:: Problem statement ::
Write only the number of lines holding the string "with".

:: Extracted data ::

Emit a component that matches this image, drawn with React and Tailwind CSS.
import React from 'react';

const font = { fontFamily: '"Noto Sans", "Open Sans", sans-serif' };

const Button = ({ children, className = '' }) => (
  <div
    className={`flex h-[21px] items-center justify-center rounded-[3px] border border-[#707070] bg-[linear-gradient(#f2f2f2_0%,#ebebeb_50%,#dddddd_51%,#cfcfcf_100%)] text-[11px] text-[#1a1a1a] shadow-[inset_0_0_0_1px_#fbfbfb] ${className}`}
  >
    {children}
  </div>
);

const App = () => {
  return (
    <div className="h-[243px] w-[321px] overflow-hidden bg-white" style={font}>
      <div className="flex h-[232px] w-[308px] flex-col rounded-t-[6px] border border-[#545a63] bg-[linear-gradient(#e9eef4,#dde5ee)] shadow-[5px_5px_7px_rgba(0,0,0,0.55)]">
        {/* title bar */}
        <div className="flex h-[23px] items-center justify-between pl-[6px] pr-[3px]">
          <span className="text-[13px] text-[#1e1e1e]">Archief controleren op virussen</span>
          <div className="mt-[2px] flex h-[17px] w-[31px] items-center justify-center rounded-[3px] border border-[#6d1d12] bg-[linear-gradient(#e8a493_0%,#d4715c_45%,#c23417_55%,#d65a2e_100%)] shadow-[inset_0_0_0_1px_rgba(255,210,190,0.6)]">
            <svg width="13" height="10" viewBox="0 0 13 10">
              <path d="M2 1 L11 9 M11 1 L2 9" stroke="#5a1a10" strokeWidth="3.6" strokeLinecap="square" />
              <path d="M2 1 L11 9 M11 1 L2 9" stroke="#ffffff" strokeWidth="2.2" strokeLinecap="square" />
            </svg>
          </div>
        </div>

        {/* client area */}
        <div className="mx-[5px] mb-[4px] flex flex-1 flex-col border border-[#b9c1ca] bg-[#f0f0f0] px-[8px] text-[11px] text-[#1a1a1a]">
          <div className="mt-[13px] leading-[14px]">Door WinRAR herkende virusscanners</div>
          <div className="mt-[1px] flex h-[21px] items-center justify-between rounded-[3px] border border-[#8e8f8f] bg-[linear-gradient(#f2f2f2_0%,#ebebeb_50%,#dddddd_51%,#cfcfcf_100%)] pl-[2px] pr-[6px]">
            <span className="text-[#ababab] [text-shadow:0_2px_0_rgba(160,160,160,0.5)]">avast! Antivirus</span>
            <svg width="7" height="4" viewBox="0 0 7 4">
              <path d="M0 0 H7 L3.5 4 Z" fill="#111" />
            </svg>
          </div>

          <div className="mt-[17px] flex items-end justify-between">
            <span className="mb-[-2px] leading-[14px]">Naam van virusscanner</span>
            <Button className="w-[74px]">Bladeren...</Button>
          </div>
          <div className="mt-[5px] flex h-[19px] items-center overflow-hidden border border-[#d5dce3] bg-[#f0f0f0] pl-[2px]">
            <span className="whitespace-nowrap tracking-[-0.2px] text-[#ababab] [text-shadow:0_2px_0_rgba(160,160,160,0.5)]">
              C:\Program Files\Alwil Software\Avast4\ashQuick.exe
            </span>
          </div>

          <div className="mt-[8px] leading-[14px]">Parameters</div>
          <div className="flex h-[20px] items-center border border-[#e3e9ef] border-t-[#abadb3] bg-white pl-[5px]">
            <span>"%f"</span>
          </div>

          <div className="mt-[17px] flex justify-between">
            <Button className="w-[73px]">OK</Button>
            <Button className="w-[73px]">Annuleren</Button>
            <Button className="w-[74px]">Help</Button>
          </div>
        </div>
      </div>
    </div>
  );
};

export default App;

* * *

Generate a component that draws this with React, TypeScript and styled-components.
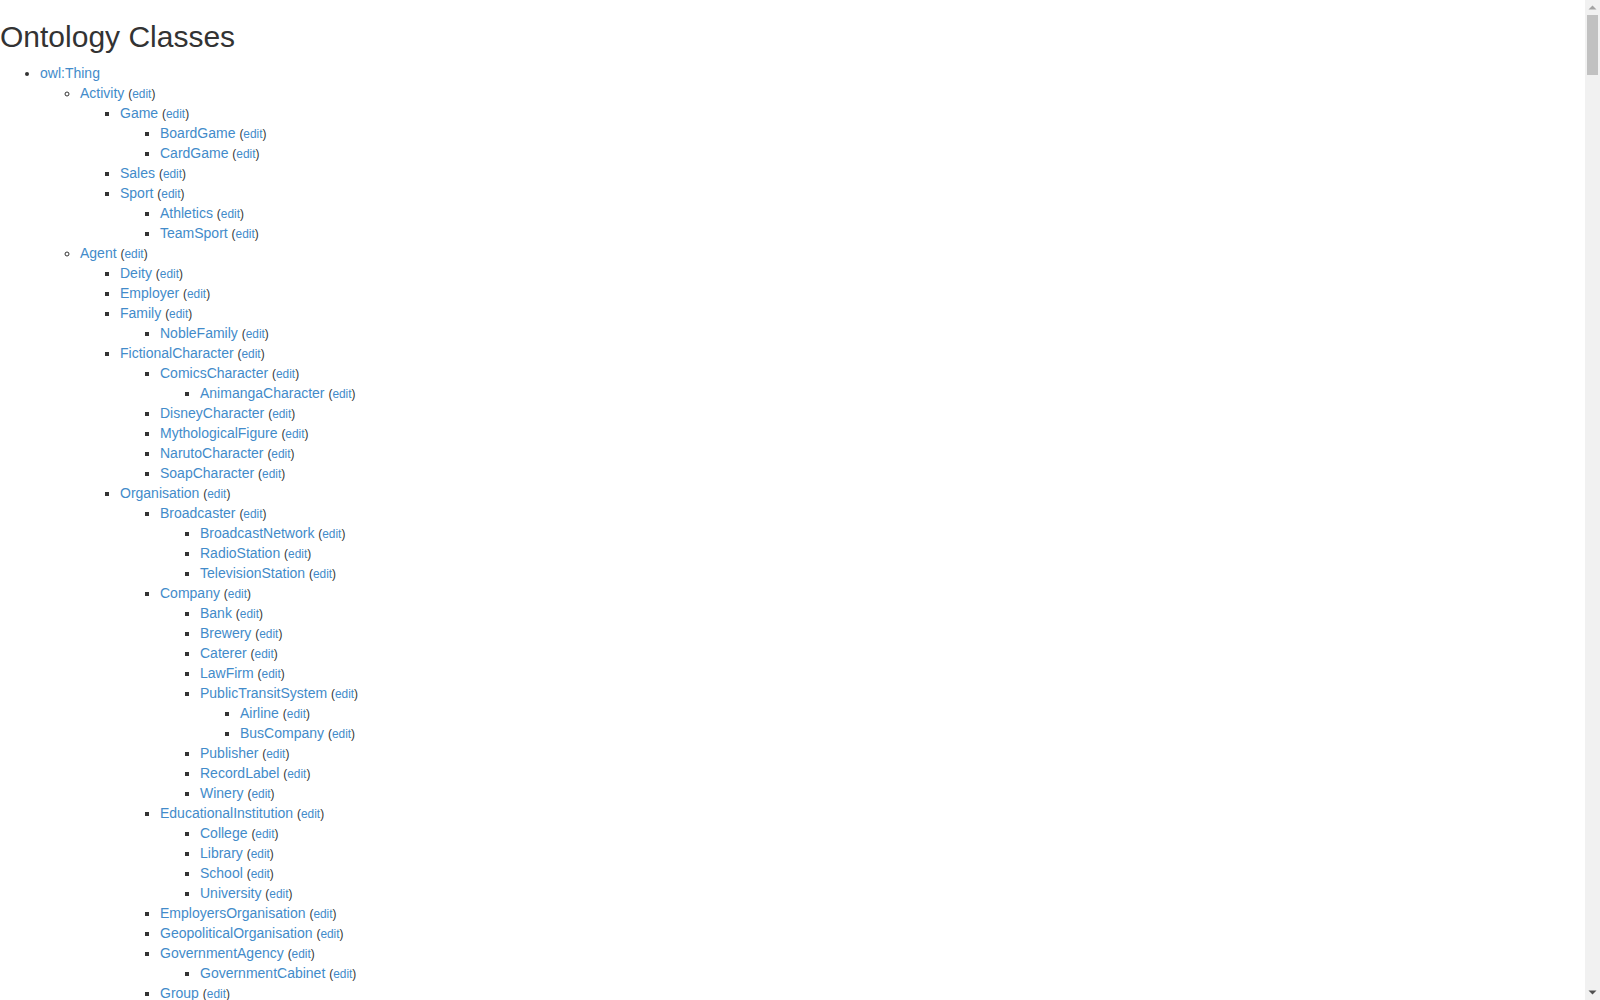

:: Answer to this task ::
2